--- START ---

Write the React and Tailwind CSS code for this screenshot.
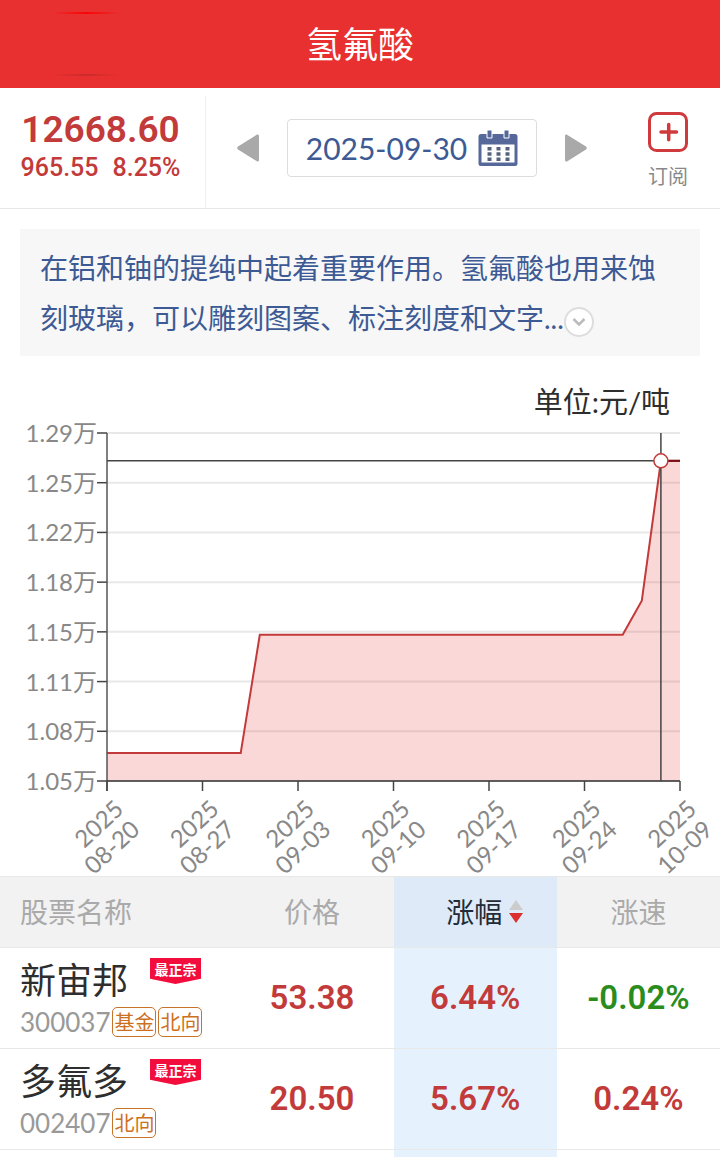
import { useState } from 'react';

const stocks = [
  { name: '新宙邦', code: '300037', tags: ['基金', '北向'], price: '53.38', change: '6.44%', speed: '-0.02%' },
  { name: '多氟多', code: '002407', tags: ['北向'], price: '20.50', change: '5.67%', speed: '0.24%' },
];

// one value per trading day, 08-20 to 10-09
const prices = [
  ...Array(8).fill(10651),
  ...Array(20).fill(11468),
  11703,
  12668.6,
  12668.6,
];
const dates = ['08-20', '08-27', '09-03', '09-10', '09-17', '09-24', '10-09'];

// ---------------------- CHART ----------------------
const LEFT = 107;
const RIGHT = 680;
const TOP = 17;
const BOTTOM = 365;
const MIN = 10458;
const MAX = 12861;
const Y_STEPS = 7;

const xAt = (i) => LEFT + ((RIGHT - LEFT) * i) / (prices.length - 1);
const yAt = (v) => BOTTOM - ((BOTTOM - TOP) * (v - MIN)) / (MAX - MIN);

function PriceChart({ active }) {
  const points = prices.map((p, i) => `${xAt(i)},${yAt(p)}`).join(' ');
  const levels = Array.from({ length: Y_STEPS + 1 }, (_, i) => MIN + ((MAX - MIN) * i) / Y_STEPS);
  const ax = xAt(active);
  const ay = yAt(prices[active]);

  return (
    <svg
      viewBox="0 0 720 460"
      className="block h-auto w-full overflow-visible font-['Lato','Noto_Sans_CJK_SC',sans-serif]"
    >
      {levels.map((v) => (
        <g key={v}>
          <line x1={LEFT} x2={RIGHT} y1={yAt(v)} y2={yAt(v)} stroke="#e8e8e8" strokeWidth="2" />
          <line x1={LEFT - 10} x2={LEFT} y1={yAt(v)} y2={yAt(v)} stroke="#444" strokeWidth="1.5" />
          <text x="97" y={yAt(v) + 9} textAnchor="end" fontSize="24" fill="#888">
            {(v / 10000).toFixed(2)}万
          </text>
        </g>
      ))}

      <polygon points={`${LEFT},${BOTTOM} ${points} ${RIGHT},${BOTTOM}`} fill="#e83030" fillOpacity="0.19" />
      <polyline points={points} fill="none" stroke="#c23a3a" strokeWidth="2" />

      <line x1={LEFT} x2={LEFT} y1={TOP} y2={BOTTOM + 10} stroke="#555" strokeWidth="1.5" />
      <line x1={LEFT} x2={RIGHT} y1={BOTTOM} y2={BOTTOM} stroke="#333" strokeWidth="1.5" />

      {dates.map((d, i) => {
        const x = LEFT + ((RIGHT - LEFT) * i) / (dates.length - 1);
        return (
          <g key={d}>
            <line x1={x} x2={x} y1={BOTTOM} y2={BOTTOM + 10} stroke="#444" strokeWidth="1.5" />
            <g transform={`translate(${x + 18} 395) rotate(-43)`} textAnchor="end" fontSize="24" fill="#888">
              <text>2025</text>
              <text x="-2" y="26">{d}</text>
            </g>
          </g>
        );
      })}

      <line x1={LEFT} x2={RIGHT} y1={ay} y2={ay} stroke="#444" strokeWidth="1.5" />
      <line x1={ax} x2={RIGHT} y1={ay} y2={ay} stroke="#7a1018" strokeWidth="2" />
      <line x1={ax} x2={ax} y1={TOP} y2={BOTTOM} stroke="#444" strokeWidth="1.5" />
      <circle cx={ax} cy={ay} r="7" fill="#fff" stroke="#c23a3a" strokeWidth="1.5" />
    </svg>
  );
}

// ---------------------- ICONS ----------------------
function Arrow({ className }) {
  return (
    <svg viewBox="0 0 22 28" className={`w-[22px] h-7 ${className}`}>
      <path d="M20 .5Q22 0 22 2V26Q22 28 20 27.3L1 15.5Q-.6 14 1 12.5Z" fill="#a9a9a9" />
    </svg>
  );
}

function CalendarIcon() {
  return (
    <svg viewBox="0 0 40 36" className="w-10 h-9 shrink-0">
      <rect x="0.5" y="4" width="39" height="32" rx="2.5" fill="#56689a" />
      <rect x="3.5" y="14.5" width="33" height="18" fill="#fff" />
      <path d="M9 0h5v8H9zM26 0h5v8h-5z" fill="#56689a" stroke="#fff" strokeWidth="1" />
      <path
        d="M9.5 17h4v3.500h-4zM18.500 17h4v3.500h-4zM27.500 17h4v3.500h-4zM9.500 22.200h4v3.500h-4zM18.500 22.200h4v3.500h-4zM27.500 22.200h4v3.500h-4zM9.500 27.400h4v3.500h-4zM18.500 27.400h4v3.500h-4zM27.500 27.400h4v3.500h-4z"
        fill="#56627c"
      />
    </svg>
  );
}

function Badge({ children }) {
  return (
    <span className="h-[26px] w-[51px] bg-[#f20d3c] text-center text-sm leading-6 font-bold text-white [clip-path:polygon(0_0,100%_0,100%_80%,50%_100%,0_80%)]">
      {children}
    </span>
  );
}

function StockRow({ stock }) {
  const getColor = (value) => (value.startsWith('-') ? 'text-[#2a8c1c]' : 'text-[#c23a3a]');

  return (
    <tr className="h-[101px] border-b border-[#e8e8e8] font-['Roboto',sans-serif] text-[33px] font-semibold">
      <td className="pl-5 text-left font-['Lato','Noto_Sans_CJK_SC',sans-serif] font-normal">
        <div className="flex items-start gap-[22px]">
          <span className="text-[36px] leading-[44px] text-[#2e2e2e]">{stock.name}</span>
          <Badge>最正宗</Badge>
        </div>
        <div className="mt-1 flex items-center gap-[2px]">
          <span className="text-[26px] leading-8 text-[#999]">{stock.code}</span>
          {stock.tags.map((tag) => (
            <span
              key={tag}
              className="shrink-0 rounded-[5px] border border-[#c8732a] px-[1px] text-xl leading-7 text-[#cc701e]"
            >
              {tag}
            </span>
          ))}
        </div>
      </td>
      <td className="text-[#c23a3a]">{stock.price}</td>
      <td className={`bg-[#e5f2fe] ${getColor(stock.change)}`}>{stock.change}</td>
      <td className={getColor(stock.speed)}>{stock.speed}</td>
    </tr>
  );
}

export default function App() {
  const [active, setActive] = useState(29);
  const [expanded, setExpanded] = useState(false);

  const step = (n) => setActive(Math.min(prices.length - 1, Math.max(0, active + n)));

  return (
    <div className="min-h-screen bg-white font-['Lato','Noto_Sans_CJK_SC',sans-serif]">
      <header className="grid h-[88px] grid-cols-3 items-center bg-[#e83030]">
        <div className="ml-13 flex h-16 w-17 flex-col justify-between">
          <div className="h-[2px] bg-linear-to-r from-transparent via-[#fa0505] to-transparent"></div>
          <div className="h-[2px] bg-linear-to-r from-transparent via-[#cc2a2a] to-transparent"></div>
        </div>
        <h1 className="text-center text-[36px] text-white">氢氟酸</h1>
      </header>

      {/* Quote and date picker */}
      <section className="flex h-[121px] border-b border-[#e8e8e8]">
        <div className="mt-2 flex w-[206px] shrink-0 flex-col items-center border-r border-[#eee] pt-3 pr-1 font-['Roboto',sans-serif] text-[#c23a3a]">
          <p className="text-[37px] leading-[44px] font-semibold">12668.60</p>
          <p className="flex gap-[14px] text-[25px] leading-8 font-medium">
            <span>965.55</span>
            <span>8.25%</span>
          </p>
        </div>
        <div className="flex flex-1 items-center justify-center gap-7 pr-[30px]">
          <button type="button" aria-label="前一天" onClick={() => step(-1)}>
            <Arrow className="" />
          </button>
          <button
            type="button"
            className="flex h-[58px] items-center gap-[11px] rounded-[4px] border border-[#ddd] px-[18px] text-[30px] text-[#3d5a94]"
          >
            2025-09-30
            <CalendarIcon />
          </button>
          <button type="button" aria-label="后一天" onClick={() => step(1)}>
            <Arrow className="rotate-180" />
          </button>
        </div>
        <button type="button" className="mr-8 flex shrink-0 flex-col items-center gap-[10px] pt-6 text-xl text-[#888]">
          <svg viewBox="0 0 40 40" className="size-10" fill="none" stroke="#cf3a3c">
            <rect x="1.5" y="1.5" width="37" height="37" rx="7" strokeWidth="3" />
            <path d="M13 20H28.500M20.700 12.500V27.800" strokeWidth="3.500" strokeLinecap="round" />
          </svg>
          订阅
        </button>
      </section>

      {/* Description */}
      <section className="mx-5 mt-5 bg-[#f7f7f7] px-5 pt-[14px] pb-[13px] text-[28px] leading-[50px] text-[#3d5a94]">
        在铝和铀的提纯中起着重要作用。氢氟酸也用来蚀刻玻璃，可以雕刻图案、标注刻度和文字...
        <button
          type="button"
          aria-label="展开"
          aria-expanded={expanded}
          onClick={() => setExpanded(!expanded)}
          className="inline-flex size-[30px] items-center justify-center rounded-full border-2 border-[#ddd] bg-white align-middle"
        >
          <svg viewBox="0 0 14 10" className="w-[14px]" fill="none" stroke="#bbb" strokeWidth="2.5">
            <path d="M1.5 2L7 7.5L12.5 2" />
          </svg>
        </button>
      </section>

      <p className="mt-8 pr-[50px] text-right text-[29px] leading-7 text-[#2e2e2e]">单位:元/吨</p>
      <PriceChart active={active} />

      {/* Stocks */}
      <table className="w-full table-fixed border-collapse text-center">
        <thead>
          <tr className="h-[71px] border-y border-[#e8e8e8] bg-[#f2f2f2] text-[28px] text-[#aaa]">
            <th className="w-[32%] pl-5 text-left font-normal">股票名称</th>
            <th className="font-normal">价格</th>
            <th className="bg-[#deeaf7] font-normal text-[#222b36]">
              <button type="button" className="ml-5 inline-flex items-center gap-[6px]">
                涨幅
                <svg viewBox="0 0 16 24" className="w-4">
                  <path d="M8 0L15 10H1Z" fill="#ccc" />
                  <path d="M8 23L15 13H1Z" fill="#dc3030" />
                </svg>
              </button>
            </th>
            <th className="font-normal">涨速</th>
          </tr>
        </thead>
        <tbody>
          {stocks.map((stock) => (
            <StockRow key={stock.code} stock={stock} />
          ))}
          <tr className="h-2">
            <td></td>
            <td></td>
            <td className="bg-[#e5f2fe]"></td>
            <td></td>
          </tr>
        </tbody>
      </table>
    </div>
  );
}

--- END ---

Please repeat exactly the data above from its first line to the line that contains "const yAt = (v)", inclusive, and leave every picture out.

Write the React and Tailwind CSS code for this screenshot.
import { useState } from 'react';

const stocks = [
  { name: '新宙邦', code: '300037', tags: ['基金', '北向'], price: '53.38', change: '6.44%', speed: '-0.02%' },
  { name: '多氟多', code: '002407', tags: ['北向'], price: '20.50', change: '5.67%', speed: '0.24%' },
];

// one value per trading day, 08-20 to 10-09
const prices = [
  ...Array(8).fill(10651),
  ...Array(20).fill(11468),
  11703,
  12668.6,
  12668.6,
];
const dates = ['08-20', '08-27', '09-03', '09-10', '09-17', '09-24', '10-09'];

// ---------------------- CHART ----------------------
const LEFT = 107;
const RIGHT = 680;
const TOP = 17;
const BOTTOM = 365;
const MIN = 10458;
const MAX = 12861;
const Y_STEPS = 7;

const xAt = (i) => LEFT + ((RIGHT - LEFT) * i) / (prices.length - 1);
const yAt = (v) => BOTTOM - ((BOTTOM - TOP) * (v - MIN)) / (MAX - MIN);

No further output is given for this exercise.